There being nothing quite so professionally and personally delightful on the Thursday afternoon of AIX week as putting your feet up in a comfortable, well-padded seat, your author was only too happy to test it out. Even — or especially — for exhausted legs and tired feet, stretching out on the SoFab felt unusually natural, similar to popping one’s feet up on a living room ottoman or chaise lounge.
The curved backrest and swooping armrest, together with plump pillows, mean that passengers of many sizes will find the seat spacious and comfortable, not just when sitting down facing forwards like a traditional airline seat, but in stretching out and curling up as well.
Pulling out the divan legrest horizontally to create the sturdy wide bed was a revelation: it swung smartly into place, reminiscent of some of the more comfortable sofa beds one might use.
Italian seatmaker Optimares is displaying an all-mechanical business class seat — for a 1-2-1 config initially aimed at the A330 — that is half the weight of regular business seats with actuators. I had perhaps a little too much fun trying it out. What do you think? #AIX23 #PaxEx pic.twitter.com/LbbM6qpegz
— Mary Kirby (@MaryBKirby) June 7, 2023
This manual movement via a leather pull-tag is also, as RGN contributor Justin Yarbrough reminded us over socials while at AIX, inherently more accessible for blind and vision-impaired people compared with touchscreen controls or non-tactile buttons.
Optimares is advertising SoFab with an 80” bed width and 45” pitch on an Airbus A330, the same bed length but a 42” pitch on the slightly wider A350, and a 76” bed with 34” pitch on an A320 narrowbody.
SoFab, Proctor says, “has been driven and is designed in the direction of sustainability. So we looked at, obviously, the first thing we can impact: weight. So weight equals fuel burn, fuel burn is not a nice thing, and it’s expensive. We considered the whole design for this product from that direction. By taking out the actuation system, straightaway you take out the weight, you take a lot of cost — and also, from a supply chain perspective, it’s a big long supply chain for actuation systems.
“There’s a lot of energy into the manufacturing of the actuation system in itself. So by stripping out all of the framework, all of the kinematic, all of that functionality, we ended up with just this mechanical divan.”
Working with plastics specialists SIMONA Boltaron, Optimares is doubling down on sustainability with the supplier’s Terreform product, made from recycled scrap feedstocks, on elements of SoFab’s table, headset, electrical box and wireless charger.

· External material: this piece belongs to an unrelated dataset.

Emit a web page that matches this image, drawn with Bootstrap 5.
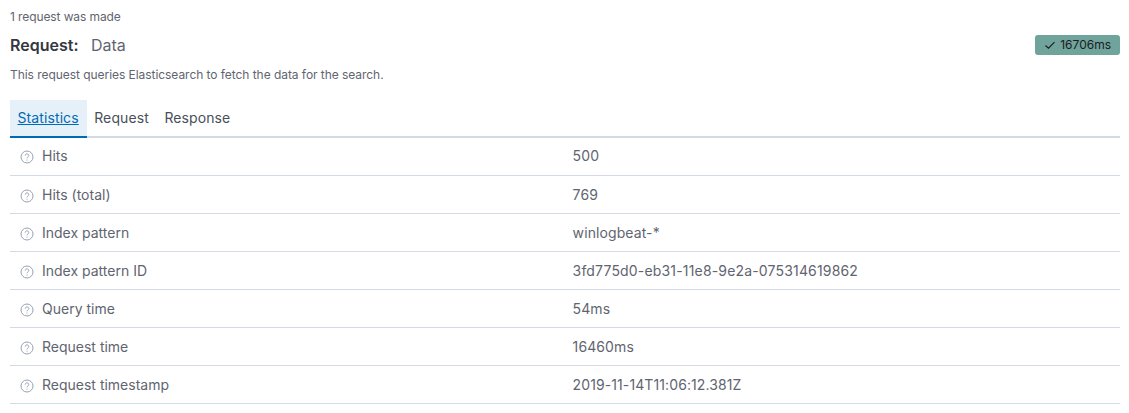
<!DOCTYPE html>
<html lang="en">
<head>
<meta charset="utf-8">
<title>Request inspector</title>
<link href="https://cdn.jsdelivr.net/npm/bootstrap@5.3.0/dist/css/bootstrap.min.css" rel="stylesheet">
<style>
html,body{background:#fff;overflow:hidden}
body{font-family:Inter,"Liberation Sans",sans-serif;color:#343741;font-size:14px}
.insp{padding:9px 9px 0 10px}
.req-count{font-size:12px;line-height:16px;color:#5f6570;height:16px;margin:0 0 8px;letter-spacing:-.1px}
.req-title{font-size:16px;line-height:24px;height:24px;color:#343741}
.req-title b{font-weight:600;margin-right:8px}
.req-title span{font-weight:400;color:#5f6570}
.req-badge{background:#6fa39b;color:#1a1c21;font-size:12px;line-height:18px;height:20px;padding:0 9px;border-radius:3px;display:inline-flex;align-items:center;gap:4.5px}
.req-desc{font-size:12px;line-height:16px;color:#5f6570;margin:10px 0 17px;letter-spacing:-.05px}
.tabbar{border-bottom:2px solid #d3dae6;height:38px;flex-wrap:nowrap}
.tabbar .nav-link{font-size:14px;line-height:20px;color:#4a4f5a;padding:8px 8px 8px 7.5px;height:38px;margin-bottom:-2px;border-radius:0;border-bottom:2px solid transparent;letter-spacing:.1px}
.tabbar .nav-link.active{background:#e6f0f8;color:#006bb4;text-decoration:underline;border-bottom-color:#006bb4}
.stat-table{margin:-1px 0 0;font-size:14px}
.stat-table td{padding:8px;height:38px;line-height:21px;color:#5f6570;border-bottom:1px solid #d3dae6;vertical-align:middle;box-sizing:border-box}
.stat-table td:first-child{width:554px;padding-left:10px}
.stat-table td:last-child{padding-left:8.6px;letter-spacing:.1px}
.stat-table td.val-id:last-child{letter-spacing:.17px}
.qicon{width:14px;height:14px;margin-right:8px;vertical-align:-3px}
</style>
</head>
<body>
<div class="insp">
  <p class="req-count">1 request was made</p>
  <div class="d-flex justify-content-between align-items-center">
    <div class="req-title"><b>Request:</b> <span>Data</span></div>
    <div class="req-badge">
      <svg width="12" height="12" viewBox="0 0 12 12" fill="none" stroke="#1a1c21" stroke-width="1.1"><path d="M1.5 6.5 4.5 9.2 10.5 3.2"/></svg>
      <span>16706ms</span>
    </div>
  </div>
  <p class="req-desc">This request queries Elasticsearch to fetch the data for the search.</p>
  <ul class="nav tabbar">
    <li class="nav-item"><a class="nav-link active" href="#">Statistics</a></li>
    <li class="nav-item"><a class="nav-link" href="#">Request</a></li>
    <li class="nav-item"><a class="nav-link" href="#">Response</a></li>
  </ul>
  <table class="table table-borderless stat-table">
    <tbody>
      <tr><td><svg class="qicon" viewBox="0 0 14 14" fill="none" stroke="#98a2b3"><circle cx="7" cy="7" r="6"/><path d="M5.2 5.6c0-1 .8-1.7 1.8-1.7s1.8.7 1.8 1.6c0 1.3-1.8 1.4-1.8 2.8"/><path d="M7 9.6v1"/></svg>Hits</td><td>500</td></tr>
      <tr><td><svg class="qicon" viewBox="0 0 14 14" fill="none" stroke="#98a2b3"><circle cx="7" cy="7" r="6"/><path d="M5.2 5.6c0-1 .8-1.7 1.8-1.7s1.8.7 1.8 1.6c0 1.3-1.8 1.4-1.8 2.8"/><path d="M7 9.6v1"/></svg>Hits (total)</td><td>769</td></tr>
      <tr><td><svg class="qicon" viewBox="0 0 14 14" fill="none" stroke="#98a2b3"><circle cx="7" cy="7" r="6"/><path d="M5.2 5.6c0-1 .8-1.7 1.8-1.7s1.8.7 1.8 1.6c0 1.3-1.8 1.4-1.8 2.8"/><path d="M7 9.6v1"/></svg>Index pattern</td><td>winlogbeat-*</td></tr>
      <tr><td><svg class="qicon" viewBox="0 0 14 14" fill="none" stroke="#98a2b3"><circle cx="7" cy="7" r="6"/><path d="M5.2 5.6c0-1 .8-1.7 1.8-1.7s1.8.7 1.8 1.6c0 1.3-1.8 1.4-1.8 2.8"/><path d="M7 9.6v1"/></svg>Index pattern ID</td><td class="val-id">3fd775d0-eb31-11e8-9e2a-075314619862</td></tr>
      <tr><td><svg class="qicon" viewBox="0 0 14 14" fill="none" stroke="#98a2b3"><circle cx="7" cy="7" r="6"/><path d="M5.2 5.6c0-1 .8-1.7 1.8-1.7s1.8.7 1.8 1.6c0 1.3-1.8 1.4-1.8 2.8"/><path d="M7 9.6v1"/></svg>Query time</td><td>54ms</td></tr>
      <tr><td><svg class="qicon" viewBox="0 0 14 14" fill="none" stroke="#98a2b3"><circle cx="7" cy="7" r="6"/><path d="M5.2 5.6c0-1 .8-1.7 1.8-1.7s1.8.7 1.8 1.6c0 1.3-1.8 1.4-1.8 2.8"/><path d="M7 9.6v1"/></svg>Request time</td><td>16460ms</td></tr>
      <tr><td><svg class="qicon" viewBox="0 0 14 14" fill="none" stroke="#98a2b3"><circle cx="7" cy="7" r="6"/><path d="M5.2 5.6c0-1 .8-1.7 1.8-1.7s1.8.7 1.8 1.6c0 1.3-1.8 1.4-1.8 2.8"/><path d="M7 9.6v1"/></svg>Request timestamp</td><td>2019-11-14T11:06:12.381Z</td></tr>
    </tbody>
  </table>
</div>
<script src="https://cdn.jsdelivr.net/npm/bootstrap@5.3.0/dist/js/bootstrap.bundle.min.js"></script>
</body>
</html>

Optimares says that doors are an option for the seat, although it is considering how to achieve similar privacy goals without adding the weight that comes with a full-height door.
Having only started working on the seat in November 2022, Proctor assesses, “I’d say we’re at the beginning of our certification process, we’ve done our own simulation testing. Next will be the dynamic testing that we’ll have to do to ascertain the HIC perspective and everything else… it’s moving in a fair pace.”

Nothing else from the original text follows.